Spokane will be the center of science fiction and fantasy next week. The World Science Fiction Convention comes to Spokane for its annual event Wednesday through Sunday. While the city welcomes guests, it also plays host to a controversy among insiders.

People call the SciFi Convention Worldcon, or this year in Spokane, ‘Sasquan’. It’s the largest convention since the Davenport Grand convention-style hotel open. Organizers say upwards of 5,000 science fiction writers and fans will attend the Spokane event.

Whitmore: “We have a dealers room where people will… we have program items where people talk about science fiction and fantasy… we have the Hugo Awards which are science fiction’s oldest continuous award series. Carries a great deal of prestige.”

Tom Whitmore, head of publicity, spoke to me over Skype and explained the twist in this year’s awards. Normally their 10,000 members nominate freely, but this year two writers groups formed a coalition to lobby for certain scifi works.

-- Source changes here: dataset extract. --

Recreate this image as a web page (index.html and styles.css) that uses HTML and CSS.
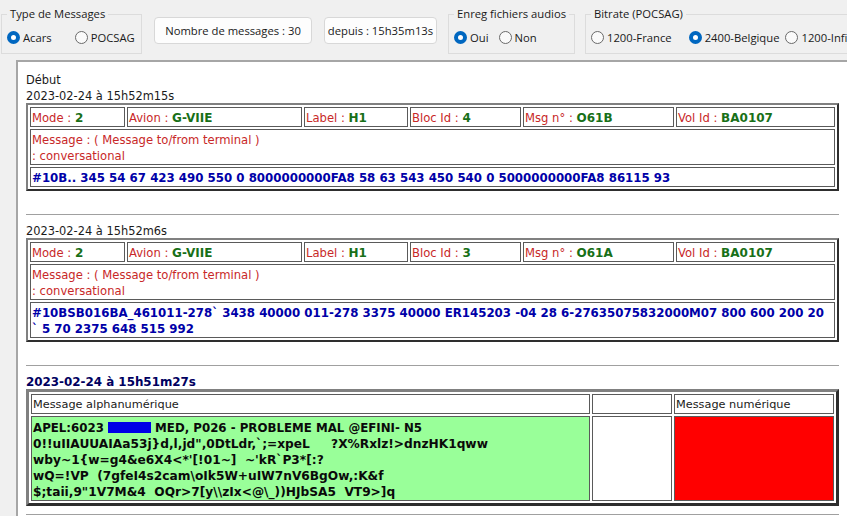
FILE: index.html
```html
<!DOCTYPE html>
<html lang="fr">
<head>
<meta charset="utf-8">
<title>Messages</title>
<link rel="stylesheet" href="styles.css">
</head>
<body>
<header class="toolbar">
  <fieldset class="group group-type">
    <legend>Type de Messages</legend>
    <label class="opt"><input type="radio" name="type" checked>Acars</label>
    <label class="opt"><input type="radio" name="type">POCSAG</label>
  </fieldset>
  <div class="stat stat-count">Nombre de messages : 30</div>
  <div class="stat stat-since">depuis : 15h35m13s</div>
  <fieldset class="group group-audio">
    <legend>Enreg fichiers audios</legend>
    <label class="opt"><input type="radio" name="audio" checked>Oui</label>
    <label class="opt"><input type="radio" name="audio">Non</label>
  </fieldset>
  <fieldset class="group group-rate">
    <legend>Bitrate (POCSAG)</legend>
    <label class="opt"><input type="radio" name="rate">1200-France</label>
    <label class="opt"><input type="radio" name="rate" checked>2400-Belgique</label>
    <label class="opt"><input type="radio" name="rate">1200-Infi</label>
  </fieldset>
</header>
<main class="frame">
  <div class="line">Début</div>
  <div class="line">2023-02-24 à 15h52m15s</div>
  <table class="msg">
    <colgroup><col class="c1"><col class="c2"><col class="c3"><col class="c4"><col class="c5"><col class="c6"></colgroup>
    <tr>
      <td>Mode : <b>2</b></td><td>Avion : <b>G-VIIE</b></td><td>Label : <b>H1</b></td>
      <td>Bloc Id : <b>4</b></td><td>Msg n° : <b>O61B</b></td><td>Vol Id : <b>BA0107</b></td>
    </tr>
    <tr><td colspan="6">Message : ( Message to/from terminal )<br>: conversational</td></tr>
    <tr><td colspan="6" class="body">#10B.. 345 54 67 423 490 550 0 8000000000FA8 58 63 543 450 540 0 5000000000FA8 86115 93</td></tr>
  </table>
  <hr>
  <div class="line">2023-02-24 à 15h52m6s</div>
  <table class="msg">
    <colgroup><col class="c1"><col class="c2"><col class="c3"><col class="c4"><col class="c5"><col class="c6"></colgroup>
    <tr>
      <td>Mode : <b>2</b></td><td>Avion : <b>G-VIIE</b></td><td>Label : <b>H1</b></td>
      <td>Bloc Id : <b>3</b></td><td>Msg n° : <b>O61A</b></td><td>Vol Id : <b>BA0107</b></td>
    </tr>
    <tr><td colspan="6">Message : ( Message to/from terminal )<br>: conversational</td></tr>
    <tr><td colspan="6" class="body">#10BSB016BA_461011-278` 3438 40000 011-278 3375 40000 ER145203 -04 28 6-27635075832000M07 800 600 200 20<br>` 5 70 2375 648 515 992</td></tr>
  </table>
  <hr>
  <div class="line line-strong">2023-02-24 à 15h51m27s</div>
  <table class="msg pocsag">
    <colgroup><col class="p1"><col class="p2"><col class="p3"></colgroup>
    <tr><td>Message alphanumérique</td><td></td><td>Message numérique</td></tr>
    <tr class="data">
      <td class="alpha"><span class="head">APEL:6023 <span class="mask"></span> MED, P026 - PROBLEME MAL @EFINI- N5</span><br>0!!uIIAUUAIAa53j}d,l,jd",0DtLdr,`;=xpeL &nbsp;&nbsp;&nbsp; ?X%Rxlz!&gt;dnzHK1qww<br>wby~1{w=g4&amp;e6X4&lt;*'[!01~] &nbsp;~'kR`P3*[:?<br>wQ=!VP &nbsp;(7gfeI4s2cam\oIk5W+uIW7nV6BgOw,:K&amp;f<br>$;taii,9"1V7M&amp;4 &nbsp;OQr&gt;7[y\\zIx&lt;@\_))HJbSA5 &nbsp;VT9&gt;]q</td>
      <td></td>
      <td class="num"></td>
    </tr>
  </table>
  <hr class="last">
</main>
</body>
</html>
```
FILE: styles.css
```css
* { box-sizing: border-box; }
html, body { margin: 0; height: 100%; overflow: hidden; }
body {
  width: 847px;
  height: 516px;
  background: #f0f0f0;
  color: #1a1a1a;
  font: 11.25px "Open Sans", "Noto Sans", sans-serif;
}
.toolbar {
  display: flex;
  align-items: flex-start;
  height: 60px;
  padding: 6px 0 0 1px;
  white-space: nowrap;
}
.group {
  margin: 0;
  padding: 0 0 0 5px;
  height: 48px;
  border: 1px solid #dcdcdc;
  display: flex;
  align-items: center;
  flex: none;
}
.group legend { padding: 0 3px; margin: 0; line-height: 16px; }
.group-type { width: 141px; gap: 23px; }
.group-audio { width: 127px; margin-left: 11px; gap: 10px; }
.group-rate { width: 261px; margin-left: 10px; }
.group-rate .opt:nth-child(3) { margin-left: 17px; }
.group-rate .opt:nth-child(4) { margin-left: 6px; }
.opt { display: flex; align-items: center; gap: 3px; }
.opt input {
  appearance: none;
  margin: 0;
  width: 13px;
  height: 13px;
  border: 1px solid #6a6a6a;
  border-radius: 50%;
  background: #fafafa;
  flex: none;
}
.opt input:checked { border: 4px solid #0067c0; background: #fff; }
.stat {
  flex: none;
  height: 27px;
  margin-top: 11px;
  background: #fdfdfd;
  border: 1px solid #d8d8d8;
  border-radius: 4px;
  display: flex;
  align-items: center;
  justify-content: center;
}
.stat-count { width: 158px; margin-left: 12px; }
.stat-since { width: 113px; margin-left: 12px; }
.frame {
  margin-left: 16px;
  height: 456px;
  background: #fff;
  border-left: 2px solid #a6a6a6;
  border-top: 2px solid #a6a6a6;
  padding: 9px 0 0 8px;
  overflow: hidden;
  font-family: "DejaVu Sans", Verdana, sans-serif;
  font-size: 11.4px;
}
.line { height: 16px; padding-top: 1px; line-height: 16px; color: #1a1a1a; }
.line-strong { font-size: 11.9px; font-weight: bold; color: #000060; }
.msg {
  width: 813px;
  table-layout: fixed;
  border-collapse: separate;
  border-spacing: 2px;
  border-width: 2px;
  border-style: solid;
  border-color: #808080 #2e2e2e #2e2e2e #808080;
  font-size: 11.6px;
}
.msg td {
  border: 1px solid #5a5a5a;
  padding: 2px 1px 0;
  line-height: 16px;
  color: #c82828;
  height: 20px;
  white-space: nowrap;
}
.msg b { font-size: 12px; color: #187018; }
.msg td.body { font-size: 11.8px; color: #0000a8; font-weight: bold; }
.c1 { width: 95px; }
.c2 { width: 175px; }
.c3 { width: 104px; }
.c4 { width: 111px; }
.c5 { width: 151px; }
.pocsag { border-width: 3px; }
.msg.pocsag td { font-size: 11.3px; color: #1a1a1a; }
.p1 { width: 559px; }
.p2 { width: 80px; }
.pocsag .data td { height: 84px; vertical-align: top; }
.msg.pocsag td.alpha { font-size: 12.2px; background: #99ff99; color: #0a0a0a; font-weight: bold; padding-top: 3px; }
.msg td.num { background: #ff0000; }
.head { font-size: 11.8px; }
.mask { display: inline-block; width: 43px; height: 11px; background: #0000e6; vertical-align: -1px; }
hr {
  width: 813px;
  height: 1px;
  margin: 23px 0 7px;
  border: 0;
  background: #a0a0a0;
}
hr.last { margin-top: 8px; }
```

Whitmore: “And they were very successful in getting the nominations out there. This was not against any of the rules, it’s just not what’s been done in the past, it was against social norms.”

Credit Worldcon
Hugo Awards recognize science fiction works, as voted on by Worldcon members.

And, he says, it has upset a lot of other members. Critics say these writer groups want to make the nominees more homogenous like the genre used to be, ie: winners would be less diverse.

That doesn’t sit well with one very-well known, award winning female writer. Vonda McIntyre will be a guest author at the convention.

McIntyre: “The most amazing writer going when I first started was Samuel R. Delaney…”

A science fiction writer who’s black, and gay.

McIntyre: “He’s still an amazing writer, but he just burst on the scene with just amazing stuff that was completely different from a lot of things… But I don’t think SF has ever been as homogenous as some folks are saying.”

McIntyre started writing in the 1970’s, following the small wave of the first female science fiction writers to write openly. She has won the Hugo award and several Nebula awards, earning both for her 1979 novel Dreamsnake.

Sasquan also features guests like David Gerrold who wrote episodes of Twilight Zone and Star Trek, and visits through video from NASA astronaut KjellLindgren who is aboard the international space station.

Worldcon, or Sasquan, tickets are sold by the day, with events at the Spokane Convention Center. Hugo awards are announced on Saturday the 22nd.